Lessons from training models

UPDATES

9/2/26: Amend typos

Half-way through my MSc, and here are some notes from going from software development to computer vision research. Some things to expect, and some things that you should consider if you want to do this as well.

Minimise the iteration loop as much as you can

Use a small train and validation dataset. 100 samples is enough for dev purposes, but you will want more for the real thing. You want just enough to be able to test your training runs in a notebook quickly.
The REPL is your friend. I use Jupyter Notebooks to do this. A script is like programming a synth, but a REPL is actually playing it.
You will need to write scripts at some point, as Jupyter does time out after a while.

You don't need to make massive models

Not wanting to spoil anything, but my research so far (using a dataset of pigs feeding from a trough) suggests that you don't need massive models to get state-of-the-art performance. Careful consideration of your data, augmentation, and tinkering is better than just finding the biggest model.

Trade-offs

A big model may well be more accurate, but can you deploy it?
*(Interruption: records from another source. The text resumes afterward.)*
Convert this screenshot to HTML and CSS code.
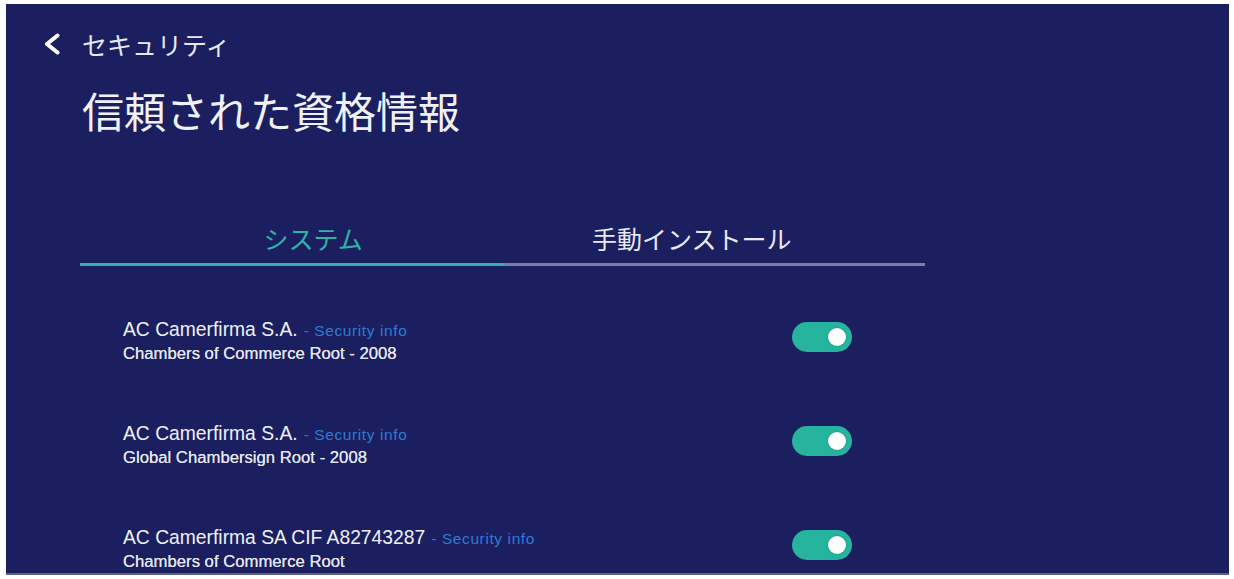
FILE: index.html
```html
<!DOCTYPE html>
<html lang="ja">
<head>
<meta charset="utf-8">
<title>信頼された資格情報</title>
<link rel="stylesheet" href="styles.css">
</head>
<body>
<div class="screen">
  <div class="topbar">
    <svg class="back" width="18" height="22" viewBox="0 0 18 22" aria-hidden="true">
      <polyline points="14.5,2.5 4,11 14.5,19.5" fill="none" stroke="#ffffff" stroke-width="4" stroke-linecap="round" stroke-linejoin="round"/>
    </svg>
    <span class="crumb">セキュリティ</span>
  </div>
  <h1 class="title">信頼された資格情報</h1>
  <div class="tabs">
    <div class="tab active"><span class="tab-label">システム</span></div>
    <div class="tab"><span class="tab-label">手動インストール</span></div>
  </div>
  <div class="list">
    <div class="row">
      <div class="info">
        <div class="name">AC Camerfirma S.A.<span class="sec">- Security info</span></div>
        <div class="sub">Chambers of Commerce Root - 2008</div>
      </div>
      <div class="toggle on"><span class="knob"></span></div>
    </div>
    <div class="row">
      <div class="info">
        <div class="name">AC Camerfirma S.A.<span class="sec">- Security info</span></div>
        <div class="sub">Global Chambersign Root - 2008</div>
      </div>
      <div class="toggle on"><span class="knob"></span></div>
    </div>
    <div class="row">
      <div class="info">
        <div class="name">AC Camerfirma SA CIF A82743287<span class="sec">- Security info</span></div>
        <div class="sub">Chambers of Commerce Root</div>
      </div>
      <div class="toggle on"><span class="knob"></span></div>
    </div>
  </div>
</div>
</body>
</html>
```
FILE: styles.css
```css
html, body {
  margin: 0;
  padding: 0;
  background: #ffffff;
}

.screen {
  margin: 4px 5px 0 6px;
  height: 571px;
  background: #1b1f5f;
  border-bottom: 2px solid #5d6080;
  overflow: hidden;
  font-family: "Liberation Sans", Arial, sans-serif;
  color: #eceef6;
  box-sizing: border-box;
}

.topbar {
  display: flex;
  align-items: center;
  height: 26px;
  padding: 27px 0 0 37px;
  gap: 21px;
}

.back {
  display: block;
  flex: none;
}

.crumb {
  font-family: "Noto Sans CJK JP", sans-serif;
  font-size: 25px;
  line-height: 26px;
  color: #e6e8f2;
}

.title {
  margin: 29px 0 0 76px;
  font-family: "Noto Sans CJK JP", sans-serif;
  font-weight: 400;
  font-size: 42px;
  line-height: 48px;
  color: #f0f1f7;
}

.tabs {
  display: flex;
  width: 845px;
  margin: 89px 0 0 74px;
}

.tab {
  flex: 1;
  padding-bottom: 10px;
  border-bottom: 3px solid #7d80a0;
  font-family: "Noto Sans CJK JP", sans-serif;
  font-size: 25px;
  line-height: 30px;
  color: #e8e9f2;
  text-align: center;
}

.tab:first-child {
  padding-left: 44px;
}

.tab:last-child {
  padding-right: 44px;
}

.tab.active {
  color: #2fb3a6;
  border-bottom-color: #2db5a3;
}

.list {
  padding: 20px 0 0 117px;
  width: 729px;
}

.row {
  height: 104px;
  display: flex;
  align-items: center;
  justify-content: space-between;
}

.info {
  display: flex;
  flex-direction: column;
  margin-top: 6px;
}

.name {
  font-size: 19.3px;
  line-height: 22px;
  color: #eef0f7;
}

.sec {
  margin-left: 6px;
  font-size: 15.5px;
  letter-spacing: 0.6px;
  color: #2c7bd6;
}

.sub {
  margin-top: 2px;
  font-size: 16.7px;
  line-height: 19px;
  color: #e4e6f0;
  text-shadow: 0 0 0.6px #e4e6f0;
}

.toggle {
  width: 60px;
  height: 30px;
  border-radius: 15px;
  background: #27b49e;
  display: flex;
  align-items: center;
  justify-content: flex-end;
  padding-right: 6px;
  box-sizing: border-box;
  margin-top: -2px;
}

.knob {
  width: 18px;
  height: 18px;
  border-radius: 50%;
  background: #ffffff;
  box-shadow: 0 0 2px rgba(0, 0, 0, 0.25);
}
```
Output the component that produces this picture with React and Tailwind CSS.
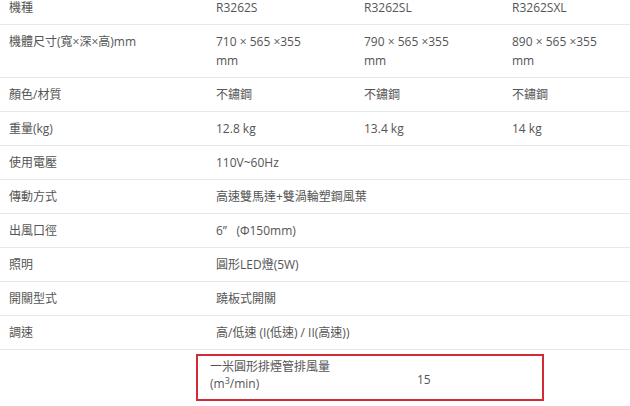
const FONT = { fontFamily: '"Open Sans", "Noto Sans CJK TC", sans-serif' };

const ROWS = [
  { label: "機種", values: ["R3262S", "R3262SL", "R3262SXL"] },
  { label: "機體尺寸(寬×深×高)mm", values: ["710 × 565 ×355 mm", "790 × 565 ×355 mm", "890 × 565 ×355 mm"] },
  { label: "顏色/材質", values: ["不鏽鋼", "不鏽鋼", "不鏽鋼"] },
  { label: "重量(kg)", values: ["12.8 kg", "13.4 kg", "14 kg"] },
  { label: "使用電壓", span: "110V~60Hz" },
  { label: "傳動方式", span: "高速雙馬達+雙渦輪塑鋼風葉" },
  { label: "出風口徑", span: "6”   (Φ150mm)" },
  { label: "照明", span: "圓形LED燈(5W)" },
  { label: "開關型式", span: "蹺板式開關" },
  { label: "調速", span: "高/低速 (I(低速) / II(高速))" },
];

export default function App() {
  return (
    <div className="w-[630px] h-[406px] overflow-hidden bg-white text-[12px] leading-[19px] text-[#555]" style={FONT}>
      <div className="-mt-[9px] w-[642px]">
        {ROWS.map((row) => (
          <div key={row.label} className="flex border-b border-[#e8e8e8]">
            <div className="w-[196px] shrink-0 pl-[9px] py-[7px]">{row.label}</div>
            {row.values ? (
              row.values.map((v, i) => (
                <div key={i} className="w-[148px] shrink-0 px-[20px] py-[7px]">{v}</div>
              ))
            ) : (
              <div className="flex-1 px-[20px] py-[7px] whitespace-pre">{row.span}</div>
            )}
          </div>
        ))}
        <div className="flex">
          <div className="w-[196px] shrink-0" />
          <div className="pt-[4px]">
            <div className="flex w-[348px] h-[47px] border-2 border-[#d42a36]">
              <div className="w-[219px] shrink-0 pl-[12px] pt-[2px] leading-[17px]">
                一米圓形排煙管排風量
                <br />
                (m<sup className="text-[9px] leading-none">3</sup>/min)
              </div>
              <div className="flex items-center pt-[3px]">15</div>
            </div>
          </div>
        </div>
      </div>
    </div>
  );
}
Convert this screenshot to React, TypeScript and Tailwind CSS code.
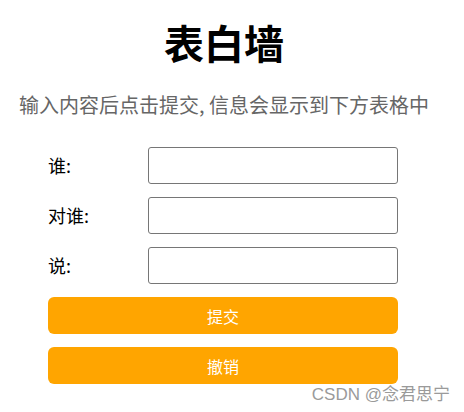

A big Vision Transformer model may well work on your compute cluster, but it rapidly fills the memory of a smartphone when inferring stuff, and it won't work at video rate. Accuracy in model isn't everything. A 95% accurate State-of-the-Art model might work on cluster but if it's unusable in the field, it is 95% accurate 0% of the time.

Hardware is important

You don't want to have to wait until space on the cluster becomes available. If you can, run things locally, or do what I do and have an AI server at your disposal. Having your own hardware massively increases your flexibility.

I have a Dell OptiPlex with some RTX enterprise graphics card with 16GB of VRAM. This is plenty for what I use it for. I put Tailscale on it so I can access it anywhere.

Know your infra! You should know your SSH, and the wonderful things that it gives you. sshfs is like manna from heaven in that I don't have to send things to myself, I can just mount the box's home directory to my laptop's /mnt and I can browse results (and even edit code) from there.

Have a mental framework for your models

If I'm evaluating a lot of models, I want them to look more or less the same. Chiefly: I want them to have a freeze function for disabling grad on layers, and a reset function to reset trained layers.

Here's one I made earlier.

def reset_linear(layer):
    def reset_fn(module):
        if isinstance(module, torch.nn.Linear):
            torch.nn.init.xavier_uniform_(module.weight.data)
    layer.apply(reset_fn)


class MobileNetV3Large(torch.nn.Module):
    def __init__(self, n_outputs):
        super().__init__()
        self.model = models.mobilenet_v3_large(pretrained=True)
        self.model.classifier[3] = torch.nn.Linear(1280, n_outputs)

    def forward(self, x):
        x = self.model(x)
        return x

    def freeze(self):
        for param in self.model.parameters(): param.requires_grad = False
        for param in self.model.classifier.parameters(): param.requires_grad = True

    def reset_parameters(self):
        reset_linear(self.model.classifier)


dataset = load_data()

m = MobileNetV3Large(5) # for five output classes
m.freeze()
m.reset_parameters()

trained_model = train(m, dataset, epochs=10)

Disable your linter

I found linters to be such an annoyance when developing things solo that I turn them off. Similar to type-checking. Training code is rarely prod code, and while the platonic ideal is 100% linting and 100% type coverage, it takes ages to get your type checker to play ball. When this is prod code, it'll be rewritten anyway.

Adopt a functional programming style

AI work is taxing on your brain, so take the load off by adopting a functional programming style.

Once you're comfortable with functions on structs over methods on objects, you'll find that you're able to keep state in your head at an abstract level.

Note that this conflicts with the above example. Sometimes it's necessary to summon the OOP demon, but this is the price paid as the OOP demon abstracts some details away.

Check your stats

I keep a copy of TensorBoard open when I operate a training run. I do this to check for when the loss doesn't reduce any further, and for fun patterns in the statistics.

I found an annoying bug in my K-Fold Validation script after I noticed that the accuracy would only ever increase across folds, implying some leftover weights were being carried over between folds.

Export to ONNX

Once you're done, export to ONNX. The default Torch format is a Pickle, which can execute code on load via __repr__. Don't do that! Export to ONNX. Although I hear good things about Safetensors.